An example service could look like this:
services:
service-1:
image: my.registry.dev/service-1:production
container_name: andre-blog
restart: always
labels:
- "com.centurylinklabs.watchtower.enable=true"
ports:
- 127.0.0.1:1337:1337
Note that the com.centurylinklabs.watchtower.enable label is used to enable automated updates of the service via watchtower, which will be covered later. Additionally, the service is only accessible from the local machine on port 1337. Again, this will be covered later.
Reverse Proxy
As can be seen in the overview image, I use Caddy as a reverse proxy. I prefer Caddy to nginx or Apache because it very easy to configure and handles automatic HTTPS via Let's Encrypt out of the box. All services are therefore only accessible via HTTPS.
Caddy is configured via a Caddyfile that looks like this:
service1.my-domain.dev {
reverse_proxy 127.0.0.1:1337
}
service2.my-domain.dev {
reverse_proxy 127.0.0.1:1338
}
In my setup, Caddy is directly installed on the host system and not running in a container. It is managed via a systemd service and the configuration file is located at /etc/caddy/Caddyfile. Both the systemd service and the Caddyfile are managed via Ansible. It should be mentioned that Caddy could also run as a container, but that requires to use a shared network between the Caddy container and the services, which I wanted to avoid keeping the setup a bit simpler.
Upstream Watch
Upstream watch is a small tool I wrote to check for changes in an upstream git repository and pull them if there are any.[1] With this tool I can update the service definitions in the git repository and upstream-watch will automatically pull the changes and restart the services if necessary. To use it you must provide two main configuration files:
.
├── .upstream-watch.yaml
├── README.md
├── service-1
│ ├── .update-hooks.yaml
│ ├── docker-compose.yml
│ └── README.md
├── service-2
│ ├── .update-hooks.yaml
│ ├── docker-compose.yml
│ └── README.md
└── upstream-watch
The .upstream-watch.yaml is the main configuration file. You can set the retry interval (in seconds) and folders that should be ignored and not trigger the later configured hooks.
single_directory_mode: false
retry_interval: 10
ignore_folders: [".git", ".test"]
We need to adjust the earlier presented directory structure a bit. The main configuration file per service is .update-hooks.yaml, which is the configuration file of upstream-watch for this specific service.
In case of an update to any of these files in a subfolder, upstream-watch will execute the pre- and post-hooks defined in the corresponding .update-hooks.yaml.
An example for a .update-hooks.yaml:
pre_update_commands: ["docker compose down"]
update_commands: ["docker compose pull"]
post_update_commands: ["docker compose up -d"]
upstream-watch will stop all containers, pull updates from the registry and start them afterwards. Of course, you can do almost anything in these hooks, depending on the needs of your service.
Or the other way around to reduce the downtime:
pre_update_commands: ["docker compose pull"]
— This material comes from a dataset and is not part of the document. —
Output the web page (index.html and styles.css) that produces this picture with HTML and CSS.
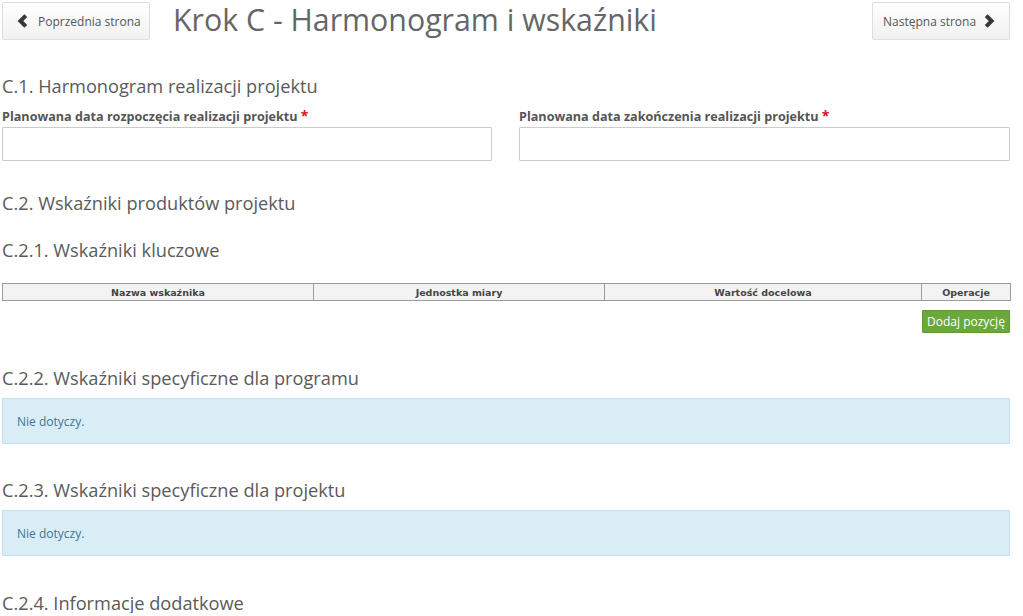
FILE: index.html
```html
<!DOCTYPE html>
<html lang="pl">
<head>
<meta charset="utf-8">
<title>Krok C - Harmonogram i wskaźniki</title>
<link rel="stylesheet" href="styles.css">
</head>
<body>
<div class="page">
  <div class="topbar">
    <a class="navbtn prev" href="#">
      <svg class="chev" width="11" height="14" viewBox="0 0 11 14"><polyline points="8.8,1.6 3.4,7 8.8,12.4" fill="none" stroke="#383838" stroke-width="4" stroke-linejoin="miter"/></svg>
      <span>Poprzednia strona</span>
    </a>
    <h1 class="title">Krok C - Harmonogram i wskaźniki</h1>
    <a class="navbtn next" href="#">
      <span>Następna strona</span>
      <svg class="chev" width="11" height="14" viewBox="0 0 11 14"><polyline points="2.2,1.6 7.6,7 2.2,12.4" fill="none" stroke="#383838" stroke-width="4" stroke-linejoin="miter"/></svg>
    </a>
  </div>

  <h3 class="sec sec-c1">C.1. Harmonogram realizacji projektu</h3>
  <div class="dates">
    <div class="field">
      <label class="lbl">Planowana data rozpoczęcia realizacji projektu <span class="req">*</span></label>
      <input class="inp" type="text">
    </div>
    <div class="field">
      <label class="lbl">Planowana data zakończenia realizacji projektu <span class="req">*</span></label>
      <input class="inp" type="text">
    </div>
  </div>

  <h3 class="sec sec-c2">C.2. Wskaźniki produktów projektu</h3>
  <h3 class="sec sec-c21">C.2.1. Wskaźniki kluczowe</h3>
  <table class="grid">
    <thead>
      <tr>
        <th class="c1">Nazwa wskaźnika</th>
        <th class="c2">Jednostka miary</th>
        <th class="c3">Wartość docelowa</th>
        <th class="c4">Operacje</th>
      </tr>
    </thead>
  </table>
  <div class="actions"><button class="addbtn" type="button">Dodaj pozycję</button></div>

  <h3 class="sec sec-c22">C.2.2. Wskaźniki specyficzne dla programu</h3>
  <div class="info">Nie dotyczy.</div>

  <h3 class="sec sec-c23">C.2.3. Wskaźniki specyficzne dla projektu</h3>
  <div class="info">Nie dotyczy.</div>

  <h3 class="sec sec-c24">C.2.4. Informacje dodatkowe</h3>
</div>
</body>
</html>
```

FILE: styles.css
```css
html, body {
  margin: 0;
  padding: 0;
  background: #ffffff;
}

body {
  font-family: "Open Sans", "Noto Sans", sans-serif;
  color: #555555;
  overflow: hidden;
}

.page {
  width: 1008px;
  margin-left: 2px;
}

.topbar {
  display: flex;
  align-items: flex-start;
  height: 40px;
}

.navbtn {
  display: flex;
  align-items: center;
  box-sizing: border-box;
  height: 38px;
  margin-top: 2px;
  border: 1px solid #dedede;
  border-radius: 2px;
  background: linear-gradient(#ffffff, #f1f1f1);
  color: #555555;
  text-decoration: none;
  font-size: 12px;
  white-space: nowrap;
}

.prev {
  width: 148px;
  padding-left: 14px;
  gap: 10px;
}

.next {
  width: 138px;
  padding-left: 10px;
  gap: 8px;
  margin-left: auto;
}

.chev {
  display: block;
  flex: none;
}

.title {
  margin: 0 0 0 23px;
  font-size: 30.3px;
  font-weight: 400;
  line-height: 40px;
  color: #666666;
  white-space: nowrap;
}

.sec {
  margin: 0;
  font-size: 18.2px;
  font-weight: 400;
  line-height: 20px;
  color: #5a5a5a;
  white-space: nowrap;
}

.sec-c1 { margin-top: 36px; }
.sec-c2 { margin-top: 32px; }
.sec-c21 { margin-top: 27px; }
.sec-c22 { margin-top: 35px; }
.sec-c23 { margin-top: 36px; }
.sec-c24 { margin-top: 37px; }

.dates {
  display: grid;
  grid-template-columns: 490px 491px;
  column-gap: 27px;
  margin-top: 11px;
}

.field {
  display: flex;
  flex-direction: column;
}

.lbl {
  font-size: 12.6px;
  font-weight: 700;
  line-height: 17px;
  color: #555555;
  height: 20px;
}

.req {
  color: #e0101a;
  font-size: 14px;
}

.inp {
  box-sizing: border-box;
  height: 34px;
  width: 100%;
  margin: 0;
  border: 1px solid #cccccc;
  border-radius: 1px;
  background: #ffffff;
}

.grid {
  width: 1008px;
  margin-top: 23px;
  border-collapse: collapse;
  table-layout: fixed;
}

.grid th {
  box-sizing: border-box;
  height: 17px;
  padding: 0;
  border: 1px solid #9a9a9a;
  background: #f3f3f3;
  font-family: "DejaVu Sans", sans-serif;
  font-size: 9.5px;
  font-weight: 700;
  color: #444444;
  text-align: center;
  line-height: 15px;
}

.grid .c1 { width: 311px; }
.grid .c2 { width: 291px; }
.grid .c3 { width: 317px; }
.grid .c4 { width: 89px; }

.actions {
  display: flex;
  justify-content: flex-end;
  margin-top: 9px;
}

.addbtn {
  box-sizing: border-box;
  width: 88px;
  height: 23px;
  padding: 0;
  border: 1px solid #5f9a32;
  border-radius: 1px;
  background: #6aa83b;
  color: #ffffff;
  font-family: "Open Sans", "Noto Sans", sans-serif;
  font-size: 12px;
  line-height: 21px;
}

.info {
  box-sizing: border-box;
  height: 46px;
  margin-top: 10px;
  padding-left: 14px;
  border: 1px solid #bfe3ef;
  background: #d9edf7;
  color: #3b7695;
  font-size: 12px;
  line-height: 45px;
}
```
update_commands: ["docker compose down"]
post_update_commands: ["docker compose up -d"]
Currently, upstream watch must be run manually, but I plan to containerize it and remove the need to run it manually.
Watchtower
Watchtower handles updating the running containers, if there is a new version with the same tag available.[2] I decided to configure the services that should be updated via the label "com.centurylinklabs.watchtower.enable=true" in the docker-compose.yml files, allowing me to enable or disable automatic updates per service.
The full configuration of watchtower looks like this:
services:
watchtower:
image: containrrr/watchtower
command: --label-enable --interval 30
volumes:
- /var/run/docker.sock:/var/run/docker.sock
- ~/.docker/config.json:/config.json
In this case it will check for updates every 30 seconds and update the services with the label com.centurylinklabs.watchtower.enable=true. Additionally, it mounts the docker socket and the docker configuration file to be able to interact with the container runtime.
Backups
With this setup you automatically get backups of your service definition and configuration. But you still need to backup the data of each of the services. In my case that is done via a separate backup script that is run via a systemd timer. I've written a post about the backup setup here.
Conclusion
In my opinion this setup is a good compromise between the flexibility and isolation of using containers and the ease of use of a single virtual machine running Linux. The setup is independent of any cloud provider or it's APIs and provides close to bare metal performance. On the other hand it provides no automatic scaling or failover, and you need to learn multiple tools like Ansible and Docker (compose) to manage the setup. So if you are in need for a simple setup that is easy to manage, and you don't need any of the features of Kubernetes, this setup might be for you.